*Directions for this task*: Pick every line from the data that holds the word "with".

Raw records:
***
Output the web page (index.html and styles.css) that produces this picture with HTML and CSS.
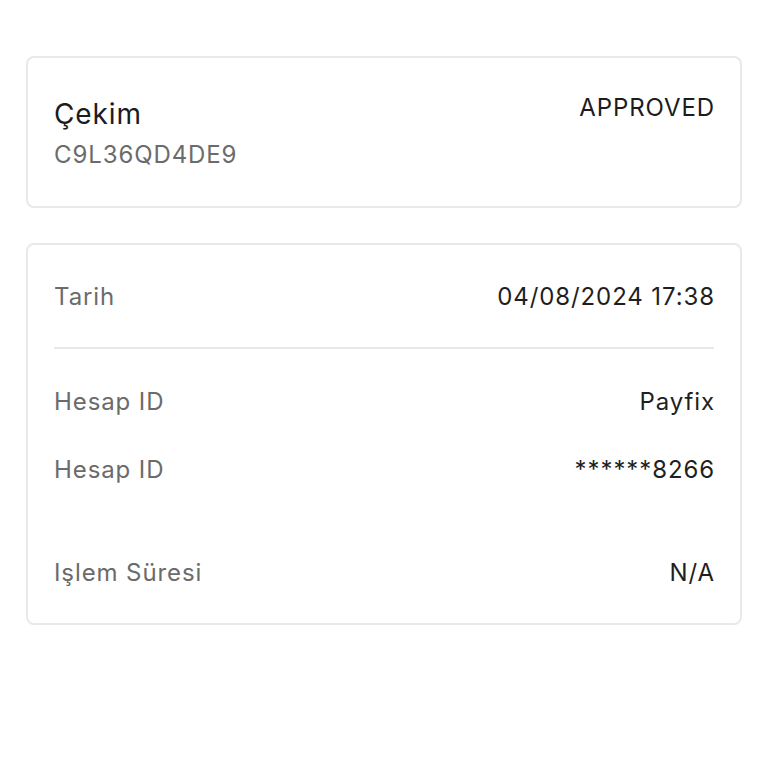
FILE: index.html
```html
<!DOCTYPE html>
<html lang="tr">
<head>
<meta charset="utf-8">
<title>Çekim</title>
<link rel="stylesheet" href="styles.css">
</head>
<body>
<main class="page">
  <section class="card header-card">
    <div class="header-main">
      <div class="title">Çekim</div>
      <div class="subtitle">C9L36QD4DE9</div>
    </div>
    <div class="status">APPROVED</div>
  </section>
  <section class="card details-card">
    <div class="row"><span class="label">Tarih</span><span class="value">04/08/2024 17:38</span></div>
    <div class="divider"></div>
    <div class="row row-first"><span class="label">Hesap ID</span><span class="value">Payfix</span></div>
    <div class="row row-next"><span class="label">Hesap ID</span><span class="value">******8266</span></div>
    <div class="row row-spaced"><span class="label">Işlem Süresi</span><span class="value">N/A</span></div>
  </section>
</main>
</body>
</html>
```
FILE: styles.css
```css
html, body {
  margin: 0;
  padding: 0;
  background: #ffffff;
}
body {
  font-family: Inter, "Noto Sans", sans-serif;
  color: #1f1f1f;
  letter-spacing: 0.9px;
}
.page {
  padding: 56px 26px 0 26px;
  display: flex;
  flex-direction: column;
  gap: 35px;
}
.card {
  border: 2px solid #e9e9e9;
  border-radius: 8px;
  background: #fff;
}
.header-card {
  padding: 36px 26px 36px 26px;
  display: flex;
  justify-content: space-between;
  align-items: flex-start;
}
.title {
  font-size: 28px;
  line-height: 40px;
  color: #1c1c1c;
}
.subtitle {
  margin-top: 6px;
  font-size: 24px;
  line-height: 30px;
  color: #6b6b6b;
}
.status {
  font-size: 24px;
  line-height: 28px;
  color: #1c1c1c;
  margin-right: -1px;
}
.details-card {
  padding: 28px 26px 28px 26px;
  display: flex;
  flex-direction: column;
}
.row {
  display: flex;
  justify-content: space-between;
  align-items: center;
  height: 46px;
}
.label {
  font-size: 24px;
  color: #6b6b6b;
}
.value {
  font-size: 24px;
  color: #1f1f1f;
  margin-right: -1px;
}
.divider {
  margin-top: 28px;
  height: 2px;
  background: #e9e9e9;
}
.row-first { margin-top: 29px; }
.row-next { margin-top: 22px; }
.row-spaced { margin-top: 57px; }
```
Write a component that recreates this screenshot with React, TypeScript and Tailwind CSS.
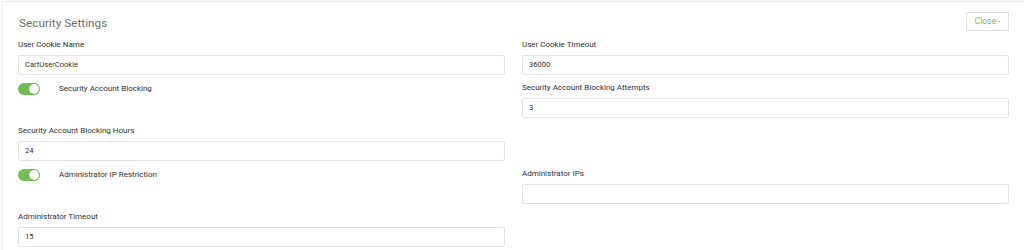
***
*Task answer*:
Output the web page (index.html and styles.css) that produces this picture with HTML and CSS.
Write a component that recreates this screenshot with React, TypeScript and Tailwind CSS.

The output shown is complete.